▶ **DATA BLOCK**:
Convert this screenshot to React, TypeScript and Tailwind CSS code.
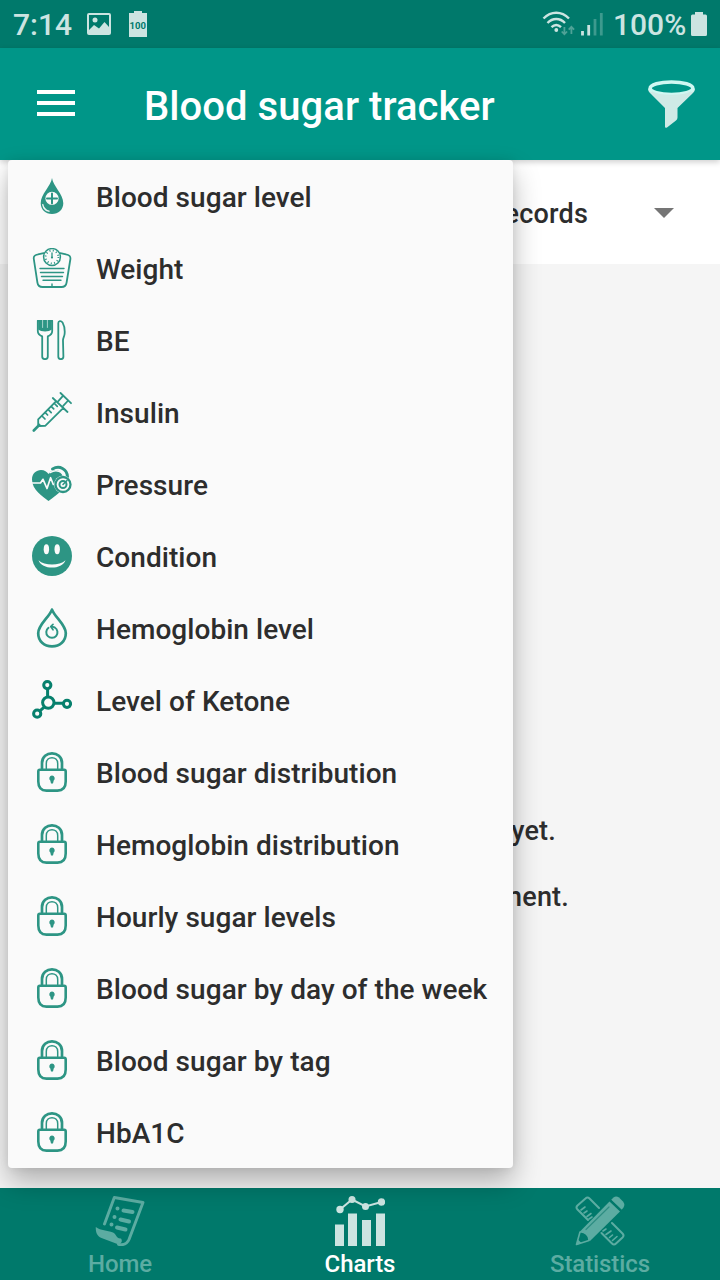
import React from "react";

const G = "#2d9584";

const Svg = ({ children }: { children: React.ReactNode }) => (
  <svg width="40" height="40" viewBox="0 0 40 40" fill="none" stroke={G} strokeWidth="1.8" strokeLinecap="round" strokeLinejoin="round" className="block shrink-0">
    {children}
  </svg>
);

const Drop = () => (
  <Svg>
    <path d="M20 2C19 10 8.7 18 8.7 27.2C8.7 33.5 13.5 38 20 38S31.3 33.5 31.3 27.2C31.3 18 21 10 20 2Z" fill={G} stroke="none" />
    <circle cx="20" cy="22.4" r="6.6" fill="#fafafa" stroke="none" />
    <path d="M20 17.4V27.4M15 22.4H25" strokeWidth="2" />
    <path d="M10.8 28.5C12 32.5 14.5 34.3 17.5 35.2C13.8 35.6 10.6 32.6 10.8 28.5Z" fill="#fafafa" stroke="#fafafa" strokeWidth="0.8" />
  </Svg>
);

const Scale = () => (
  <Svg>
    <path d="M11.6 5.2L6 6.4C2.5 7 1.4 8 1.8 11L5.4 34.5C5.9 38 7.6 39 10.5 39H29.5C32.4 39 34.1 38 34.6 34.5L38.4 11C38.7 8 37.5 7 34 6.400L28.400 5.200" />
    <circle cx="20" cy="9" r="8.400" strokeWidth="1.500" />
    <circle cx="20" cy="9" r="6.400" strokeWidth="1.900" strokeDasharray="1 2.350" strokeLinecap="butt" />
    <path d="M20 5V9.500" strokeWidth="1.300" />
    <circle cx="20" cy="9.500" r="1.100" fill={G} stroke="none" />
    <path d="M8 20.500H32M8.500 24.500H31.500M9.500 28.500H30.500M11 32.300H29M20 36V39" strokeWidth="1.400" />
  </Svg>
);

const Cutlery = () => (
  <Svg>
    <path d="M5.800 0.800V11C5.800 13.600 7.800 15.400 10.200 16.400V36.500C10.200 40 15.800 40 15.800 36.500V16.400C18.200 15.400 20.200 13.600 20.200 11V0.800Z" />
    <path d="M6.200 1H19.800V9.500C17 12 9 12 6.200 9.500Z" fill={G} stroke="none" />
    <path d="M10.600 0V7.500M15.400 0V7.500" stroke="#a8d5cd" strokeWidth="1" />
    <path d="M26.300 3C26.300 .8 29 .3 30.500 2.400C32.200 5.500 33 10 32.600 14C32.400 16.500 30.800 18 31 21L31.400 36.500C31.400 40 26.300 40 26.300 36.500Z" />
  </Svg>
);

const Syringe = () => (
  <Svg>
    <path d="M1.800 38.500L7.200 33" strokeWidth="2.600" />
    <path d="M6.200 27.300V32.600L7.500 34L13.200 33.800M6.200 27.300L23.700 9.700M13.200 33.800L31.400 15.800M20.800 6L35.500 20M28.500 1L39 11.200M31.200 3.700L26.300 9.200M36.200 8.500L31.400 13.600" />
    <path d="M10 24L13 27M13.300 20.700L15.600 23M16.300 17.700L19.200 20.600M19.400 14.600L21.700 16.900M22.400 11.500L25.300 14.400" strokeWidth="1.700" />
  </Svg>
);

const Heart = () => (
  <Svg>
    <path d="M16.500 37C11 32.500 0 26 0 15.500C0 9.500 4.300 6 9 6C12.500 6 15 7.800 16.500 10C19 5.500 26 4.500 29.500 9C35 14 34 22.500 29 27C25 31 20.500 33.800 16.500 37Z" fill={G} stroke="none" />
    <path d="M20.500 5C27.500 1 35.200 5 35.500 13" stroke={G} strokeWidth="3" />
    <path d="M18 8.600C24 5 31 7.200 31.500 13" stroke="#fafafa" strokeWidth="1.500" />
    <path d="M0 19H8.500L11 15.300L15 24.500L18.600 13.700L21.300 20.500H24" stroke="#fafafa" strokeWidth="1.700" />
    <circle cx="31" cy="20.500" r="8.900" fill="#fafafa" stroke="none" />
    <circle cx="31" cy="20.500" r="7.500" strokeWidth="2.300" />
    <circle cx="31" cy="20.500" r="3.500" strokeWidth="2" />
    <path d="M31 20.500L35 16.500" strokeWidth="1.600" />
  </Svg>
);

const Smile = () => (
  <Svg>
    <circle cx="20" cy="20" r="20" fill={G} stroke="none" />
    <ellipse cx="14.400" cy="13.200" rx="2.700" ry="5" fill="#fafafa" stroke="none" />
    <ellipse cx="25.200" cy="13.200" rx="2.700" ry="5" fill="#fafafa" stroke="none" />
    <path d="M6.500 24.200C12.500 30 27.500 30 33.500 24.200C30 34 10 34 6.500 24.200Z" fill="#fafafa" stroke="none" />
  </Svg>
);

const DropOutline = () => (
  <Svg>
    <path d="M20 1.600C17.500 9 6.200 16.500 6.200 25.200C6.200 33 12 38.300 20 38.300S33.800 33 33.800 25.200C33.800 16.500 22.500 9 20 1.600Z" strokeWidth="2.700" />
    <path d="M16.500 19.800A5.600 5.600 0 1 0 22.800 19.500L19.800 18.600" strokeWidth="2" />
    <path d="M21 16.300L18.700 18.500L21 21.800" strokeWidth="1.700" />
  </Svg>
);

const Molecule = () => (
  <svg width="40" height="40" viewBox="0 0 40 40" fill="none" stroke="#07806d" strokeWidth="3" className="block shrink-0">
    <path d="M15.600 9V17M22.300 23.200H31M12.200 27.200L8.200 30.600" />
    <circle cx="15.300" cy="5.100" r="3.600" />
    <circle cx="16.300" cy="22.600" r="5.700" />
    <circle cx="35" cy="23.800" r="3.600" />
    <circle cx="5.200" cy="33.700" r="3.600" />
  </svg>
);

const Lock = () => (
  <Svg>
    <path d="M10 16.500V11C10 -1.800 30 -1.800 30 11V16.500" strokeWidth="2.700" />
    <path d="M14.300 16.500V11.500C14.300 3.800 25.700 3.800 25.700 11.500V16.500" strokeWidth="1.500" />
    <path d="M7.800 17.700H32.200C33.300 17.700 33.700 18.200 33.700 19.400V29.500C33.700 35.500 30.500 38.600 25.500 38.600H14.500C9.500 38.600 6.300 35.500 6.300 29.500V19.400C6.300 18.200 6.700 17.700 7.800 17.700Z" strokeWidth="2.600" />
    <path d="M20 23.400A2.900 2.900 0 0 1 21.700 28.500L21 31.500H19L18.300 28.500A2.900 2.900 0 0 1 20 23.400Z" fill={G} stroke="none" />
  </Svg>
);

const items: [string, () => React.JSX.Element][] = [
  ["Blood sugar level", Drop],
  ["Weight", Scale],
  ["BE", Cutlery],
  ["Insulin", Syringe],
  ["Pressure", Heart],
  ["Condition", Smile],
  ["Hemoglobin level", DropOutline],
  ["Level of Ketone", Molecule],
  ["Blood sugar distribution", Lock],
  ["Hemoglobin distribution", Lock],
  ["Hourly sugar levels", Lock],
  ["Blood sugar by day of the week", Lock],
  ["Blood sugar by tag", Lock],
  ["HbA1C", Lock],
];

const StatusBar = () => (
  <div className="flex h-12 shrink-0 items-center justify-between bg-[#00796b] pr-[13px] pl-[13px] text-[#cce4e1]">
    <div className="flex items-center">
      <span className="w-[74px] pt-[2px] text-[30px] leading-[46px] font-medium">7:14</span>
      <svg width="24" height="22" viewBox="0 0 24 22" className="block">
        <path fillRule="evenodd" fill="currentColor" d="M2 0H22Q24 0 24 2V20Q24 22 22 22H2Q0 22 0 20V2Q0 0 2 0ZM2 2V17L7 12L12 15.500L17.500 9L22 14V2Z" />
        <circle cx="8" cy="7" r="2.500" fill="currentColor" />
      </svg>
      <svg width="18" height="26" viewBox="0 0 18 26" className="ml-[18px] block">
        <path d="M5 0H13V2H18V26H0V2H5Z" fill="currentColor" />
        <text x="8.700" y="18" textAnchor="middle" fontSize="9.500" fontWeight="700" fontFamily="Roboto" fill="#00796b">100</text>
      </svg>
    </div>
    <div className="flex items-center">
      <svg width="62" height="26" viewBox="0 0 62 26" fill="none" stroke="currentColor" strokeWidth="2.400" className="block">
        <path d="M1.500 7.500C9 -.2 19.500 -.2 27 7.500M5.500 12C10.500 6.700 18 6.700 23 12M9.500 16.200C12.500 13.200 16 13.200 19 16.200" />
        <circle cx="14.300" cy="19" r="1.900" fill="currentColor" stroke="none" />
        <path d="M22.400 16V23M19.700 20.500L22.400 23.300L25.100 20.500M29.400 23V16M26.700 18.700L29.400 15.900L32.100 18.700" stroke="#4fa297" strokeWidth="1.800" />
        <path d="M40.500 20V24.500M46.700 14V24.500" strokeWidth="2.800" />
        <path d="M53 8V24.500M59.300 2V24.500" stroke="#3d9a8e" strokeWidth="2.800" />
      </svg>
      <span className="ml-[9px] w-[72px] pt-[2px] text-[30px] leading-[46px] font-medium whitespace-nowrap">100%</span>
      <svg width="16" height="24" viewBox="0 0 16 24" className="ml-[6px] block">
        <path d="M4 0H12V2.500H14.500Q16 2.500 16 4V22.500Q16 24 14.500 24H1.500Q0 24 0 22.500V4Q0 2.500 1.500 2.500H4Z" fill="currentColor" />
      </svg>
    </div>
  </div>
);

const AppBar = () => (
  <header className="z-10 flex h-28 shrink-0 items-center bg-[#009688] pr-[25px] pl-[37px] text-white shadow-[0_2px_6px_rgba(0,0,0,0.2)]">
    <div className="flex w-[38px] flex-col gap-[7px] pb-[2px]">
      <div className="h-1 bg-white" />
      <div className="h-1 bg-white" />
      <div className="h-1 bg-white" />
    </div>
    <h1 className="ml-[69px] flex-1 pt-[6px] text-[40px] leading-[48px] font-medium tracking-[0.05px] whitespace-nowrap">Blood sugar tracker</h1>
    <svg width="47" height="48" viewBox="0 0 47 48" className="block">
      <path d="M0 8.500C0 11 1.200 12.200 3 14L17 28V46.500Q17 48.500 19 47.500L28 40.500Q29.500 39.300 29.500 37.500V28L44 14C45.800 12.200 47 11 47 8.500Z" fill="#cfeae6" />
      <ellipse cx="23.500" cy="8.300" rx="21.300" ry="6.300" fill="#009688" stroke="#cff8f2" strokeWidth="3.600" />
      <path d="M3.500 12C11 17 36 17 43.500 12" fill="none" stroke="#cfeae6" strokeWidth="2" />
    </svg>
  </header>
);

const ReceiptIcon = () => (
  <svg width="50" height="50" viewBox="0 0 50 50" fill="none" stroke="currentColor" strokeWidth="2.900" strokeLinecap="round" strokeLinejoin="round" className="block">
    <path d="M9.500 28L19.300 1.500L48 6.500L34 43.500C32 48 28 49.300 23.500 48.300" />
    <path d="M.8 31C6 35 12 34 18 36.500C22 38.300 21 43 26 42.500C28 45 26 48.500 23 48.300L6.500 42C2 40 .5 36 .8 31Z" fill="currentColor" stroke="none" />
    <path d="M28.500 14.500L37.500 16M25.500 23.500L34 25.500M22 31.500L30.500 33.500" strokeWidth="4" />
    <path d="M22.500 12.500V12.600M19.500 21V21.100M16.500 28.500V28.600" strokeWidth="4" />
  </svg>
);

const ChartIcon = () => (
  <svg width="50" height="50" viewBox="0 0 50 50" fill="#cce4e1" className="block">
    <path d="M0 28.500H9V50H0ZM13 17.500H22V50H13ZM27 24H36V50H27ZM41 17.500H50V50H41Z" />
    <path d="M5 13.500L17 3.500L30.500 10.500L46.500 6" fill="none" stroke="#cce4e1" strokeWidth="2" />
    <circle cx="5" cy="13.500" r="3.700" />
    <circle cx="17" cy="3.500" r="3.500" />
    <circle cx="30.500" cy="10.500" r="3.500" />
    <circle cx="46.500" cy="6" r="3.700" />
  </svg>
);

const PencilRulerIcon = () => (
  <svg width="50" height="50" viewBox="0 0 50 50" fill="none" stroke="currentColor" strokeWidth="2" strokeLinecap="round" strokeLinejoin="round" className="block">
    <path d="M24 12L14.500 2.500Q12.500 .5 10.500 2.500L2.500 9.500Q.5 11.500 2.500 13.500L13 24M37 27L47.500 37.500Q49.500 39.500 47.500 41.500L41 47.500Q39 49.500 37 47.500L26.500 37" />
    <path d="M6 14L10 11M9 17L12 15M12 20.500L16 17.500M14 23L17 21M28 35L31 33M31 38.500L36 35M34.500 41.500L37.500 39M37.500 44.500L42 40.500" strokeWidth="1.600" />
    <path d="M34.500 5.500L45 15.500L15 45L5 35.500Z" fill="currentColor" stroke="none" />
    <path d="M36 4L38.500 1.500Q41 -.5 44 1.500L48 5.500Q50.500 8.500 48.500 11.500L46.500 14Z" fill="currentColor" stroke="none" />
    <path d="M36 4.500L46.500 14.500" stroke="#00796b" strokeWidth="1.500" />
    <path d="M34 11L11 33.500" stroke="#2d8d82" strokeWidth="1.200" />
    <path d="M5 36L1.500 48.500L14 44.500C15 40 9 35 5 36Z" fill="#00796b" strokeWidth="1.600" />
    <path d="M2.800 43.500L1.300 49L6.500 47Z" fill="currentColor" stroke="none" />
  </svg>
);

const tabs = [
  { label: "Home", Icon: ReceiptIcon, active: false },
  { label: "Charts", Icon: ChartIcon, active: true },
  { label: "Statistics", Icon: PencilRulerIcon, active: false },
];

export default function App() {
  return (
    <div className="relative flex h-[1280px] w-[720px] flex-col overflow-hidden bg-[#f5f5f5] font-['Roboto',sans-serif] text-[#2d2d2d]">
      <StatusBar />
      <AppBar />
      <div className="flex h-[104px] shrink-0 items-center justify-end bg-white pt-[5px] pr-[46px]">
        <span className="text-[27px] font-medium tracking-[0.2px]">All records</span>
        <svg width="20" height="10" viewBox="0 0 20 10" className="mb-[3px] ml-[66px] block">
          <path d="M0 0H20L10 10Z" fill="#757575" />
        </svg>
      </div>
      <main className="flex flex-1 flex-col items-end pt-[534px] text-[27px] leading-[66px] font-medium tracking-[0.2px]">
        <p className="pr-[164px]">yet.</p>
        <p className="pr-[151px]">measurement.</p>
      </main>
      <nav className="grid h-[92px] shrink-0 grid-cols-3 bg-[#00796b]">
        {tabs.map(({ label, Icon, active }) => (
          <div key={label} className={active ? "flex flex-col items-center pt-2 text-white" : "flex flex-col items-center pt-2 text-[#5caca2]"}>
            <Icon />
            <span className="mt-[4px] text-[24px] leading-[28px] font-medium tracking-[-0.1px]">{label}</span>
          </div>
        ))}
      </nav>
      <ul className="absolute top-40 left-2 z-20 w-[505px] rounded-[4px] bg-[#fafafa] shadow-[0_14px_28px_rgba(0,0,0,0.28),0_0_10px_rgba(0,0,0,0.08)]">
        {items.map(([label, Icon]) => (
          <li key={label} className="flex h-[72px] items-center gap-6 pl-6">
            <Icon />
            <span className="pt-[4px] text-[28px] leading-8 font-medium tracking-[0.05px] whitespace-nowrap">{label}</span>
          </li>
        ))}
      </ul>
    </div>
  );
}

▶ **WHAT IS EXPECTED**:
Give the count of lines in the data above that hold the string "React", with no additional words.

▶ **SOLUTION BELOW**:
4